# start of EXTRACTED DATA
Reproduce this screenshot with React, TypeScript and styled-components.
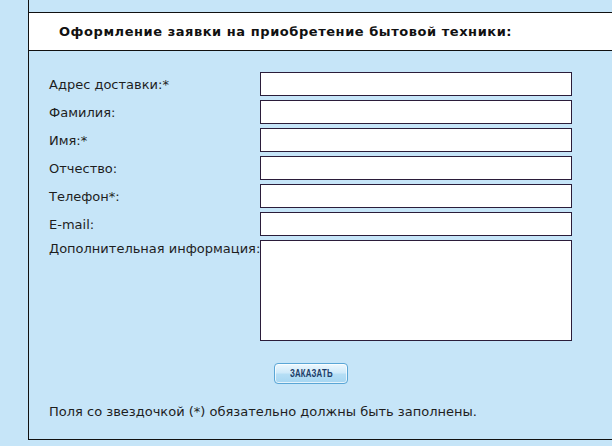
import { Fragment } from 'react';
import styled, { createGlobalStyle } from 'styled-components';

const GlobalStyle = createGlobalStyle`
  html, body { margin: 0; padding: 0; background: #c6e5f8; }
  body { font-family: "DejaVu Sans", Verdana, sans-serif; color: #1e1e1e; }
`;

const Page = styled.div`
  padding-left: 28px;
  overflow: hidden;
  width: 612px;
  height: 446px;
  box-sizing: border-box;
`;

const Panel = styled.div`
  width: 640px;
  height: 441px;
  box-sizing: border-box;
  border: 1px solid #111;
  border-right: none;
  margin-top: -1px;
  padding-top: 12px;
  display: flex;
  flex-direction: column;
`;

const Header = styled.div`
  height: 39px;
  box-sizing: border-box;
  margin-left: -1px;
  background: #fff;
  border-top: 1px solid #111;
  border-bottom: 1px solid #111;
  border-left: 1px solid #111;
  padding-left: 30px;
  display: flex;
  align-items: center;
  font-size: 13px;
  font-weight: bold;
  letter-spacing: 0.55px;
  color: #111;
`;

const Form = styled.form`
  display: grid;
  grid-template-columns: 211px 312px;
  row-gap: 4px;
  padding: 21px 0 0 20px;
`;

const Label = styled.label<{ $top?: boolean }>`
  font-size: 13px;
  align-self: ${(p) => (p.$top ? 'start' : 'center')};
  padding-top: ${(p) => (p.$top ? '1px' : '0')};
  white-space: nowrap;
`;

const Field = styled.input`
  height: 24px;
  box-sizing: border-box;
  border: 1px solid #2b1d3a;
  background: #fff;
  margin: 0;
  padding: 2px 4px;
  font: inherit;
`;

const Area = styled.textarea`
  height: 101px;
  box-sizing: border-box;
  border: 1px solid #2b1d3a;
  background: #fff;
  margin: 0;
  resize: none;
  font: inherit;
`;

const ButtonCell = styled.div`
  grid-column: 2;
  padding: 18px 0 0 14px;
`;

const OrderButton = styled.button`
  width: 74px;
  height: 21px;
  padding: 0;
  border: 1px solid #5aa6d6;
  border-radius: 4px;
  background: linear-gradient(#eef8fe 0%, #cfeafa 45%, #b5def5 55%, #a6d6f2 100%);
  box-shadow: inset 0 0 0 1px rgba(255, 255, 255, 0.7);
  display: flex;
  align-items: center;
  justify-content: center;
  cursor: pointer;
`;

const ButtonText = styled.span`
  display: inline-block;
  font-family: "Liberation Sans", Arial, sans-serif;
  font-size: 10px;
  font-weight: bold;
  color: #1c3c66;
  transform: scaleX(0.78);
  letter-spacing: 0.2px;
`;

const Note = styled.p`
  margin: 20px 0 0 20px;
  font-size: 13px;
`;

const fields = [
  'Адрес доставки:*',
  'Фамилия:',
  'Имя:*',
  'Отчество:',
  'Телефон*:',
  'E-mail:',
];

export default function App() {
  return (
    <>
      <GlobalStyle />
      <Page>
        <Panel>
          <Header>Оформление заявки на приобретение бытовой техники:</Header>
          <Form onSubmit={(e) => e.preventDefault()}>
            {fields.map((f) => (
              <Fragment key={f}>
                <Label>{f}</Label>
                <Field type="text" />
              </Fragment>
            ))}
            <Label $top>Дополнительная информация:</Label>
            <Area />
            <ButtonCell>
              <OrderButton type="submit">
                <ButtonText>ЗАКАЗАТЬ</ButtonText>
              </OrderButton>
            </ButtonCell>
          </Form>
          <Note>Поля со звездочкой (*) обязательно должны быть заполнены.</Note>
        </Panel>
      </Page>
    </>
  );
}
# end of EXTRACTED DATA
# start of EXTRACTED DATA
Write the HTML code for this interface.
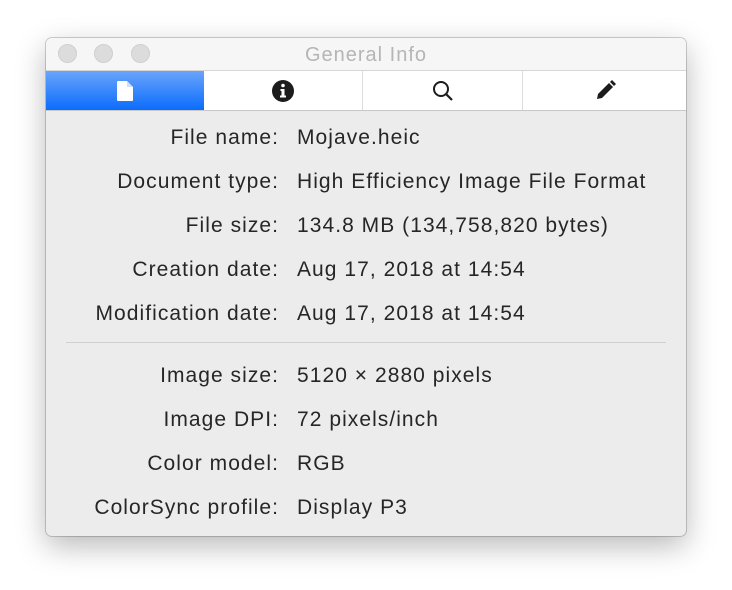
# end of EXTRACTED DATA
WHAT THE TASK ASKS >>
Tell how many lines of the records above hold the string "this". Give no other text.

EXERCISE ANSWER >>
2